--- BEGIN Input data ---
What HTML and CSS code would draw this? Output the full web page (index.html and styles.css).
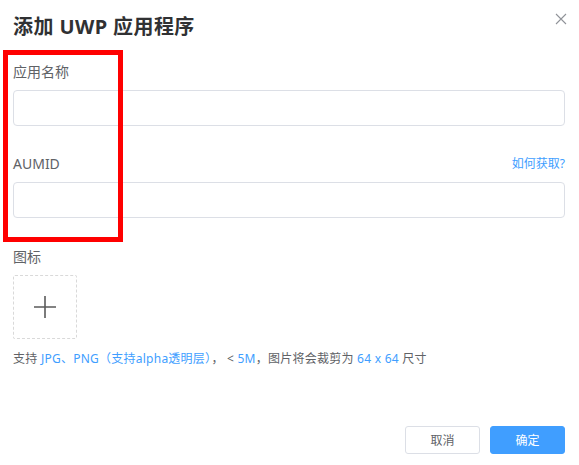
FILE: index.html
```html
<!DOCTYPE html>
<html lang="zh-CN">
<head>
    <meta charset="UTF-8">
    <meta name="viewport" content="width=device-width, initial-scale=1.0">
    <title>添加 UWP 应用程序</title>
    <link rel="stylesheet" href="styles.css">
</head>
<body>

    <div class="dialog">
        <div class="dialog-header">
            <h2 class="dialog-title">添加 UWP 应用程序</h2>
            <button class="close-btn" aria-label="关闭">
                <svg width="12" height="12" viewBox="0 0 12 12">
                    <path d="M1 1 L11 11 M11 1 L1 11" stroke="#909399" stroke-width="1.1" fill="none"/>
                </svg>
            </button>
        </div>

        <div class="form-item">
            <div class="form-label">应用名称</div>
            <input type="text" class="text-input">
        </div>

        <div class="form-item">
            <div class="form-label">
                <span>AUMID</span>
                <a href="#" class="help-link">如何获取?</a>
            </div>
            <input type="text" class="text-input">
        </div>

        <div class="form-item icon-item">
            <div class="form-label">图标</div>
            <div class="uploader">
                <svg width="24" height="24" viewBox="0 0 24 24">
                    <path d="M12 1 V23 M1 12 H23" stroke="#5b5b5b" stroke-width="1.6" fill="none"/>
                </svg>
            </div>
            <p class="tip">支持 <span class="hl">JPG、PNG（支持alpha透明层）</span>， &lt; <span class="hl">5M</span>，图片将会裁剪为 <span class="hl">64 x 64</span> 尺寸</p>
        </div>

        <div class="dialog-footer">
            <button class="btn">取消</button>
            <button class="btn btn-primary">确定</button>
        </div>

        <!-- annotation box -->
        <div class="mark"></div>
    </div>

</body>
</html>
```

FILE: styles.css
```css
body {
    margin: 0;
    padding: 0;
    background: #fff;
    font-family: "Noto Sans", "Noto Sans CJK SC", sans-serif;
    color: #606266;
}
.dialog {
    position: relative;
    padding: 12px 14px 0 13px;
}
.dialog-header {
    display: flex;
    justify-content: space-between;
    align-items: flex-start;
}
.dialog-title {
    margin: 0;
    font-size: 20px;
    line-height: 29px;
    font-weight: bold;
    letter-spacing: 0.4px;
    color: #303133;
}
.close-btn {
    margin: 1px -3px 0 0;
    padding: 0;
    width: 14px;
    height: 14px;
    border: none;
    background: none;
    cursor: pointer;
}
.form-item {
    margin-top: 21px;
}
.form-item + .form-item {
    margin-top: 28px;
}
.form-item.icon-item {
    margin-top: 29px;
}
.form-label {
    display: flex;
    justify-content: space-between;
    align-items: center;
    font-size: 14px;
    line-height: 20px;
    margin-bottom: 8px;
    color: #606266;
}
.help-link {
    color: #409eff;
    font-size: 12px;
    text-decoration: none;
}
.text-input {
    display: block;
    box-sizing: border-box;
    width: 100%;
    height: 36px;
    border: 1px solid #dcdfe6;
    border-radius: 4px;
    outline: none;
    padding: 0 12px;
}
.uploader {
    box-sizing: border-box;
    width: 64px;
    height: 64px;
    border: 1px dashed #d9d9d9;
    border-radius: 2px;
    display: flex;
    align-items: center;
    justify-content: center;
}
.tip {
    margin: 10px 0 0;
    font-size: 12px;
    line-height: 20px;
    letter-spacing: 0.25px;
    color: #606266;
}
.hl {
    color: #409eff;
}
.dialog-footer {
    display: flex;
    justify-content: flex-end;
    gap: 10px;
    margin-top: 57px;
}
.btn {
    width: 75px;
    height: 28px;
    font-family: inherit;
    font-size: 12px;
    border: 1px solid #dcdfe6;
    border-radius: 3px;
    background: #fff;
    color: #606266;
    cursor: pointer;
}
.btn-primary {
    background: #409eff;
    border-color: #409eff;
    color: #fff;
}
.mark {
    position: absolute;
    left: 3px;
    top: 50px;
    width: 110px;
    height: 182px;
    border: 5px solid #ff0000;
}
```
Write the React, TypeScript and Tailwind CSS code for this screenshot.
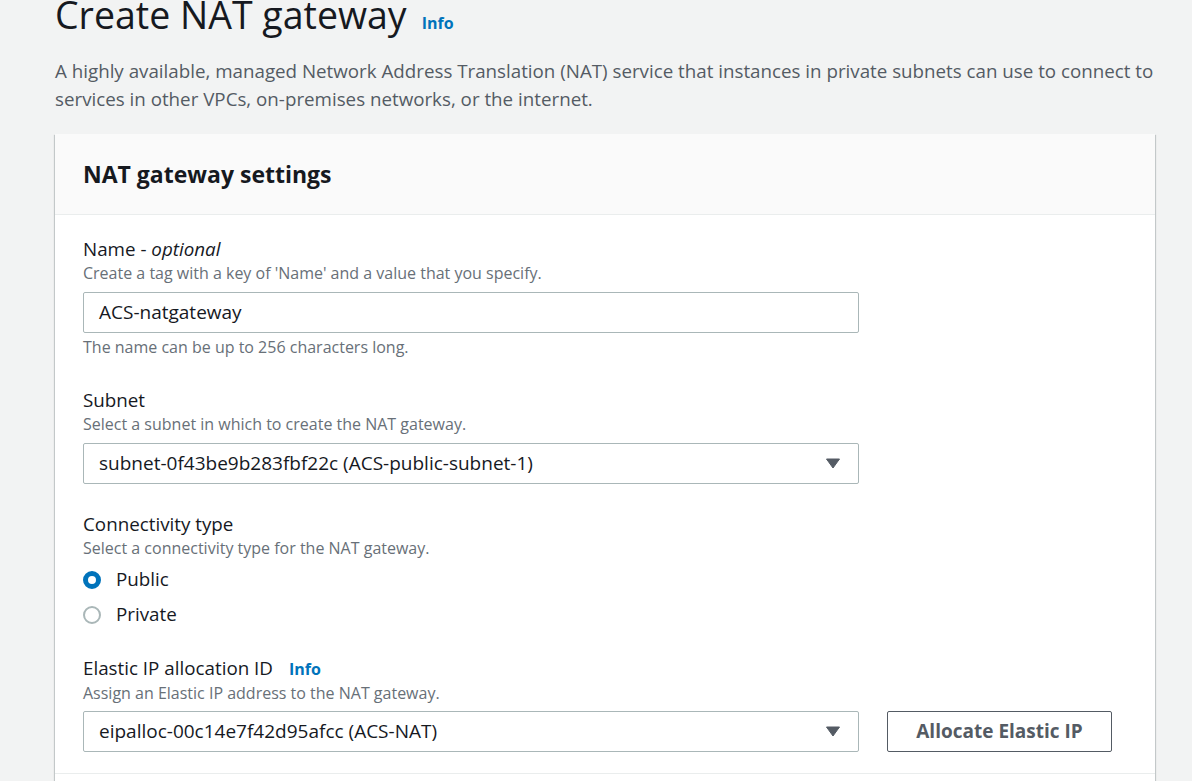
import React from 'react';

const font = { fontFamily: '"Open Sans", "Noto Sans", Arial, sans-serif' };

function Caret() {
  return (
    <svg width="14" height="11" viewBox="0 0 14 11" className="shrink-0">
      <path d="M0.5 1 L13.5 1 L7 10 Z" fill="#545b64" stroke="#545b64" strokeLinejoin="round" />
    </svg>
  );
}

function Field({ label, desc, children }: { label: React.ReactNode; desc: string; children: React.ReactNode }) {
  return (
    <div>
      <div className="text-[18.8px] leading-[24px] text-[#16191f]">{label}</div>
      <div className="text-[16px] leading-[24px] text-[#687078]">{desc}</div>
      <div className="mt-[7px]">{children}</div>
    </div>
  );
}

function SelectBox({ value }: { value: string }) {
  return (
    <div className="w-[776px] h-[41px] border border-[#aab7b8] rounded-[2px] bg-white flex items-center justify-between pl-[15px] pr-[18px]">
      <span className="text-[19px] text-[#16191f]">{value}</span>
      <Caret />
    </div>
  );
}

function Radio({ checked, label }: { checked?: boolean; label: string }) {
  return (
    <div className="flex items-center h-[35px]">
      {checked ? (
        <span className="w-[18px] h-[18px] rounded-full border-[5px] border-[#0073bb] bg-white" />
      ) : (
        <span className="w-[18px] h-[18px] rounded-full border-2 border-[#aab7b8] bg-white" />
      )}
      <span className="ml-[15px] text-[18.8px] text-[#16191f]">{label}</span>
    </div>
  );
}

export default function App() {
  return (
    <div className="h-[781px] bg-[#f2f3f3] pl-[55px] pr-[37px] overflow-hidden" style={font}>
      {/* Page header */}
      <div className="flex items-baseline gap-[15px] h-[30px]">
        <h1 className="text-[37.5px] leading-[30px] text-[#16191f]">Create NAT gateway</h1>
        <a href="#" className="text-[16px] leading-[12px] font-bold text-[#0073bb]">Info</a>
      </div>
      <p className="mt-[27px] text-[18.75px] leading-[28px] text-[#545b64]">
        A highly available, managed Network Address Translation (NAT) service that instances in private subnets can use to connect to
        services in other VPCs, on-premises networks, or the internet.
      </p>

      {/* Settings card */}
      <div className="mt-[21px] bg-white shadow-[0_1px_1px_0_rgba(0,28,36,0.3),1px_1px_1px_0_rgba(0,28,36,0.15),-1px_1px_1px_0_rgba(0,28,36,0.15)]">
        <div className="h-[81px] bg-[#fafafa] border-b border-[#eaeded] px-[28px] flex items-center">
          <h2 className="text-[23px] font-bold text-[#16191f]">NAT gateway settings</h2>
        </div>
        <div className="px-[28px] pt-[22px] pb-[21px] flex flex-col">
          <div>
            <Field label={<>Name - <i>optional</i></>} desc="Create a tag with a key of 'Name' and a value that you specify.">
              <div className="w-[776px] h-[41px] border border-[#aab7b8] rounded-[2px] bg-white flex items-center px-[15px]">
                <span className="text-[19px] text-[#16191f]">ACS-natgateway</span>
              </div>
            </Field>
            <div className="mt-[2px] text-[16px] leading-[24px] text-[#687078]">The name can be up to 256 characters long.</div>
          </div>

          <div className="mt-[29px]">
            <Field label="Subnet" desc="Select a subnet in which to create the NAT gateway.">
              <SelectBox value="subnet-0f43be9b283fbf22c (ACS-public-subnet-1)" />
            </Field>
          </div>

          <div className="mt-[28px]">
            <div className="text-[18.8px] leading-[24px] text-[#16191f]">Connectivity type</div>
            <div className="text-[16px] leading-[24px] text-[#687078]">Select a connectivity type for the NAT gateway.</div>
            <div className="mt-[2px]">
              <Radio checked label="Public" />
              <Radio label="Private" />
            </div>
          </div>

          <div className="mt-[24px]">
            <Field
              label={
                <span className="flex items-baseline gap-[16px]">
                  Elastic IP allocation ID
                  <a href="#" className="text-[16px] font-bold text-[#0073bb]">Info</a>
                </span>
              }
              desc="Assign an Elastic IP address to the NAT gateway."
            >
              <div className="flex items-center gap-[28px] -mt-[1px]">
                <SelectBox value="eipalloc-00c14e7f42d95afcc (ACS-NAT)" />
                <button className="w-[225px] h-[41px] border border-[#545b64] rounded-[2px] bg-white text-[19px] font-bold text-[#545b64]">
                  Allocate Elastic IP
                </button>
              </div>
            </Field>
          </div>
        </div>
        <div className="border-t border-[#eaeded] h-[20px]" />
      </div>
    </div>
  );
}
--- END Input data ---
Instructions for the task> Copy each line of the listing that includes "this".

Answer for the task>
What HTML and CSS code would draw this? Output the full web page (index.html and styles.css).
Write the React, TypeScript and Tailwind CSS code for this screenshot.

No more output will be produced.